The first question you may ask is, “how did this happen to me?” One of the biggest causes of type 2 diabetes is being overweight. This is a result of genetic predisposition, a poor diet, and/or a lack of exercise, and leads to too much belly fat. It is possible to be thin and get diabetes, but this is generally reserved for those that are advanced in age. A family history of diabetes can also come into play. When insulin resistance occurs, this is type 2 diabetes. The heavier that you are, the harder it is for you body to be able to move the insulin throughout your body and use it correctly. This also incurs high blood pressure.
Because it is such a slow process for someone to be diagnosed with type 2 diabetes, there are signs and symptoms that you can look out for. These include fatigue, constant hunger, constantly thirsty, frequent urination, poor circulation, longer healing times for injuries, or frequent infections. Blurry vision and even erectile dysfunction can be early signs of the disease as well. You should also take caution if you are experiencing numbness and or pain in your extremities.
In order to be diagnosed, your doctor will perform different blood tests to confirm the diagnosis. One is testing your blood glucose level, and the other is a hemoglobin test. They may also perform an oral test, as well. Likely candidates that should be checked are those that are over 45 years old, children that are 10 years old or older and are overweight, and adults that are considered obese. When you are diagnosed with type 2 diabetes, it is important to follow your doctor’s instructions and to change your lifestyle. This will help you to manage your diabetes and prevent additional medical conditions. Regular visits to the doctor can help with early detection.
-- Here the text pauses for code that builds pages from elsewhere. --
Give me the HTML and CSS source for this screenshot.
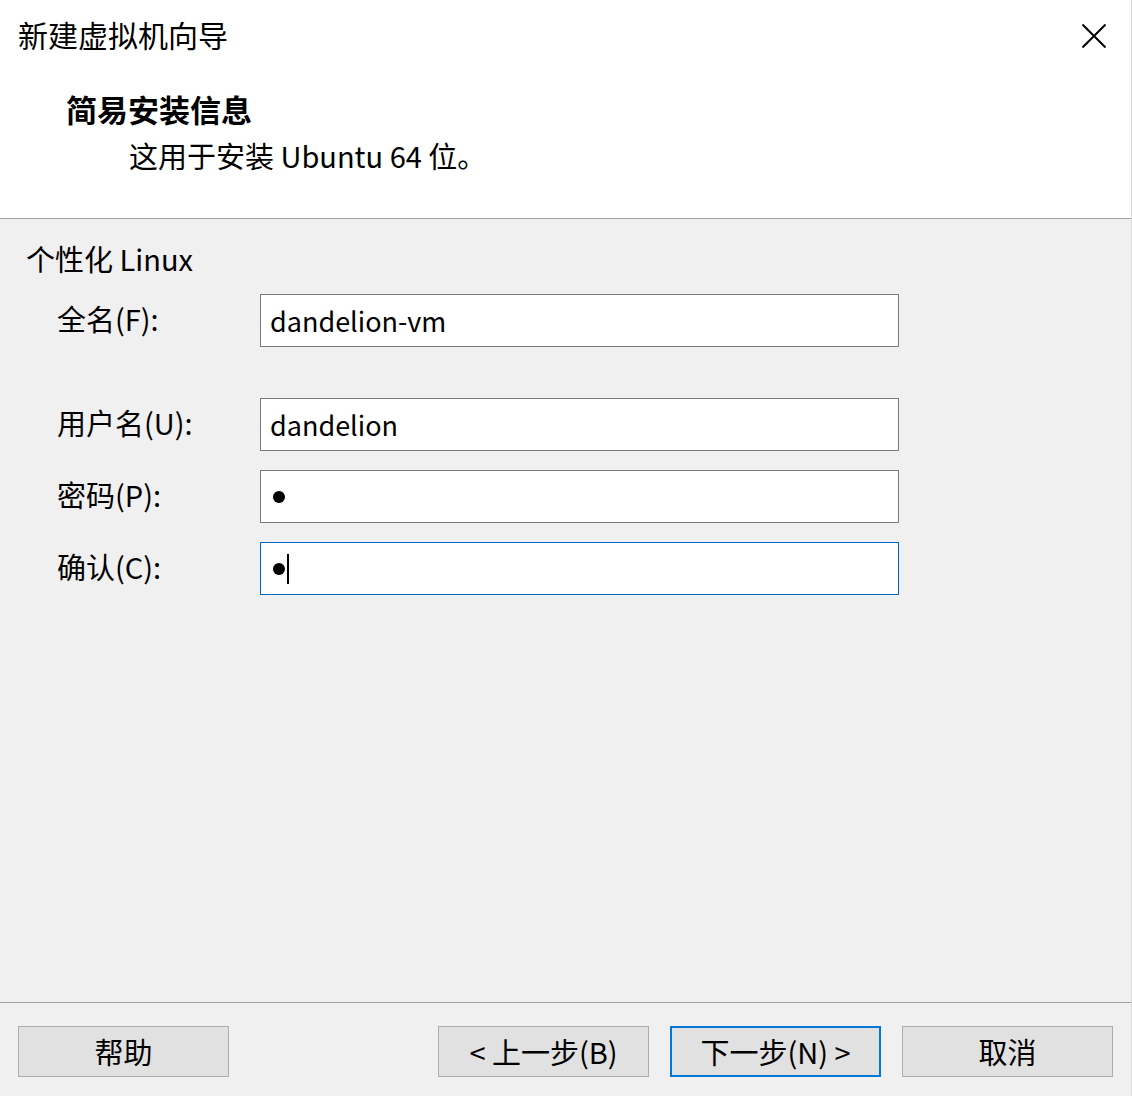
FILE: index.html
```html
<!DOCTYPE html>
<html lang="zh-CN">
<head>
    <meta charset="UTF-8">
    <title>新建虚拟机向导</title>
    <link rel="stylesheet" href="styles.css">
</head>
<body>

    <div class="wizard">
        <div class="header">
            <div class="title-bar">
                <span class="title">新建虚拟机向导</span>
                <svg class="close" width="24" height="24" viewBox="0 0 24 24">
                    <path d="M0.5 0.5 L23.5 23.5 M23.5 0.5 L0.5 23.5" stroke="#000" stroke-width="2" fill="none"/>
                </svg>
            </div>
            <div class="heading">简易安装信息</div>
            <div class="subheading">这用于安装 Ubuntu 64 位。</div>
        </div>

        <div class="content">
            <div class="group-title">个性化 Linux</div>
            <div class="form">
                <div class="row">
                    <label>全名(F):</label>
                    <div class="field">dandelion-vm</div>
                </div>
                <div class="row wide-gap">
                    <label>用户名(U):</label>
                    <div class="field">dandelion</div>
                </div>
                <div class="row">
                    <label>密码(P):</label>
                    <div class="field"><span class="dot"></span></div>
                </div>
                <div class="row">
                    <label>确认(C):</label>
                    <div class="field focused"><span class="dot"></span><span class="caret"></span></div>
                </div>
            </div>
        </div>

        <div class="footer">
            <button>帮助</button>
            <div class="nav">
                <button>&lt; 上一步(B)</button>
                <button class="default">下一步(N) &gt;</button>
                <button>取消</button>
            </div>
        </div>
    </div>

</body>
</html>
```

FILE: styles.css
```css
body {
    margin: 0;
    font-family: "Noto Sans CJK SC", "Noto Sans", sans-serif;
    color: #000;
    background-color: #f0f0f0;
}

.wizard {
    width: 1132px;
    height: 1096px;
    display: flex;
    flex-direction: column;
    box-sizing: border-box;
    border-right: 1px solid #d8d8d8;
}

/* top white banner */
.header {
    background-color: #fff;
    height: 219px;
    box-sizing: border-box;
    border-bottom: 1px solid #a0a0a0;
    padding: 14px 0 0 18px;
}

.title-bar {
    display: flex;
    justify-content: space-between;
    align-items: center;
    height: 40px;
    padding-right: 25px;
}

.close {
    margin-top: 4px;
}

.title {
    font-size: 30px;
    line-height: 40px;
}

.heading {
    margin: 35px 0 0 48px;
    font-size: 31px;
    font-weight: bold;
    line-height: 40px;
}

.subheading {
    margin: 6px 0 0 111px;
    font-size: 29px;
    line-height: 40px;
}

/* form body */
.content {
    flex: 1;
    padding: 19px 0 0 26px;
}

.group-title {
    font-size: 29px;
    line-height: 40px;
}

.form {
    margin-top: 16px;
    display: flex;
    flex-direction: column;
    gap: 19px;
}

.row {
    display: flex;
    align-items: center;
}

.row.wide-gap {
    margin-top: 32px;
}

.row label {
    width: 234px;
    padding-left: 31px;
    box-sizing: border-box;
    font-size: 29px;
    margin-top: -6px;
}

.field {
    width: 639px;
    height: 53px;
    box-sizing: border-box;
    border: 1px solid #7a7a7a;
    background-color: #fff;
    padding-left: 9px;
    font-size: 27px;
    line-height: 49px;
    display: flex;
    align-items: center;
}

.field.focused {
    border-color: #0067c0;
}

.dot {
    display: inline-block;
    width: 12px;
    height: 12px;
    border-radius: 50%;
    background-color: #000;
    margin-left: 3px;
}

.caret {
    display: inline-block;
    width: 2px;
    height: 30px;
    background-color: #000;
    margin-left: 2px;
}

/* bottom buttons */
.footer {
    border-top: 1px solid #a0a0a0;
    height: 94px;
    box-sizing: border-box;
    padding: 23px 18px 0 18px;
    display: flex;
    justify-content: space-between;
    align-items: flex-start;
}

.nav {
    display: flex;
    gap: 21px;
}

button {
    width: 211px;
    height: 51px;
    box-sizing: border-box;
    border: 1px solid #adadad;
    background-color: #e1e1e1;
    font-family: "Noto Sans CJK SC", "Noto Sans", sans-serif;
    font-size: 29px;
    color: #000;
    padding: 0;
    line-height: 47px;
}

button.default {
    border: 2px solid #0078d7;
}
```
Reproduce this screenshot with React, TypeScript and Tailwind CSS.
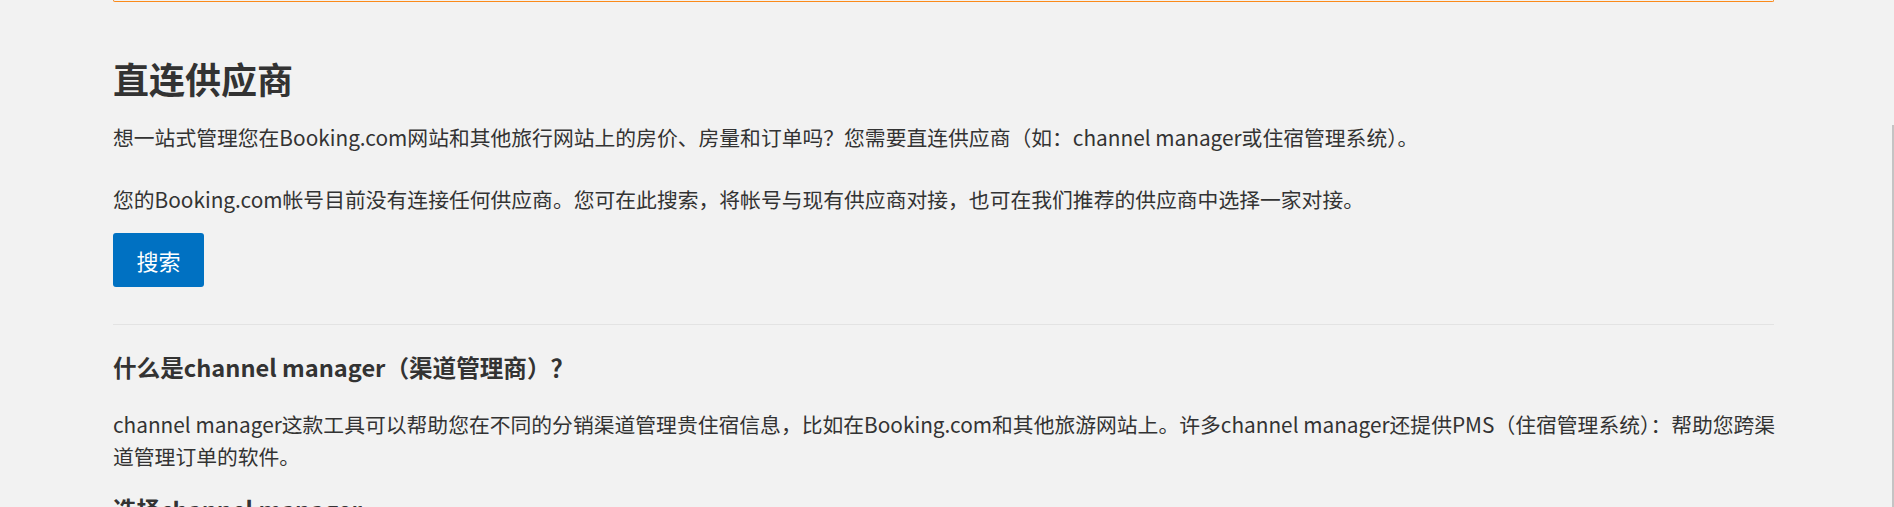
import React from "react";

const FONT = '"Noto Sans CJK SC", "Noto Sans", sans-serif';

export default function App() {
  return (
    <div
      className="relative min-h-[507px] w-full overflow-hidden bg-[#f2f2f2] text-[#333333]"
      style={{ fontFamily: FONT }}
    >
      <div className="ml-[113px] w-[1661px]">
        <div className="h-[2px] rounded-b-[3px] border-x border-b border-[#fb8a1a]" />

        <h1 className="mt-[54px] text-[36px] font-bold leading-[45px]">直连供应商</h1>

        <p className="mt-[21px] text-[20.8px] leading-[30px]">
          想一站式管理您在Booking.com网站和其他旅行网站上的房价、房量和订单吗？您需要直连供应商（如：channel manager或住宿管理系统）。
        </p>

        <p className="mt-[32px] text-[20.8px] leading-[30px]">
          您的Booking.com帐号目前没有连接任何供应商。您可在此搜索，将帐号与现有供应商对接，也可在我们推荐的供应商中选择一家对接。
        </p>

        <button
          type="button"
          className="mt-[19px] flex h-[54px] w-[91px] items-center justify-center rounded-[3px] bg-[#0071c2] text-[22px] text-white"
        >
          搜索
        </button>

        <div className="mt-[37px] h-px w-full bg-[#e3e3e3]" />

        <h3 className="mt-[26px] text-[23.6px] font-bold leading-[33px]">
          什么是channel manager（渠道管理商）？
        </h3>

        <p className="-mr-[10px] mt-[24px] text-[20.8px] leading-[32px]">
          channel manager这款工具可以帮助您在不同的分销渠道管理贵住宿信息，比如在Booking.com和其他旅游网站上。许多channel manager还提供PMS（住宿管理系统）：帮助您跨渠道管理订单的软件。
        </p>

        <h3 className="mt-[21px] text-[23.6px] font-bold leading-[33px]">选择channel manager</h3>
      </div>

      <div className="absolute bottom-0 right-0 top-[125px] w-[2px] bg-[#c4c4c4]" />
    </div>
  );
}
You will need to make changes in your diet, start exercising on a regular basis, learn what medications you should be taking, what you can take when you are not feeling well, and how to manage any medications you may have for your diabetes. Keeping your blood sugar under control is going to be extremely important to your health and well being, so be sure to listen to everything that your doctor says. Getting support will help you to manage your condition.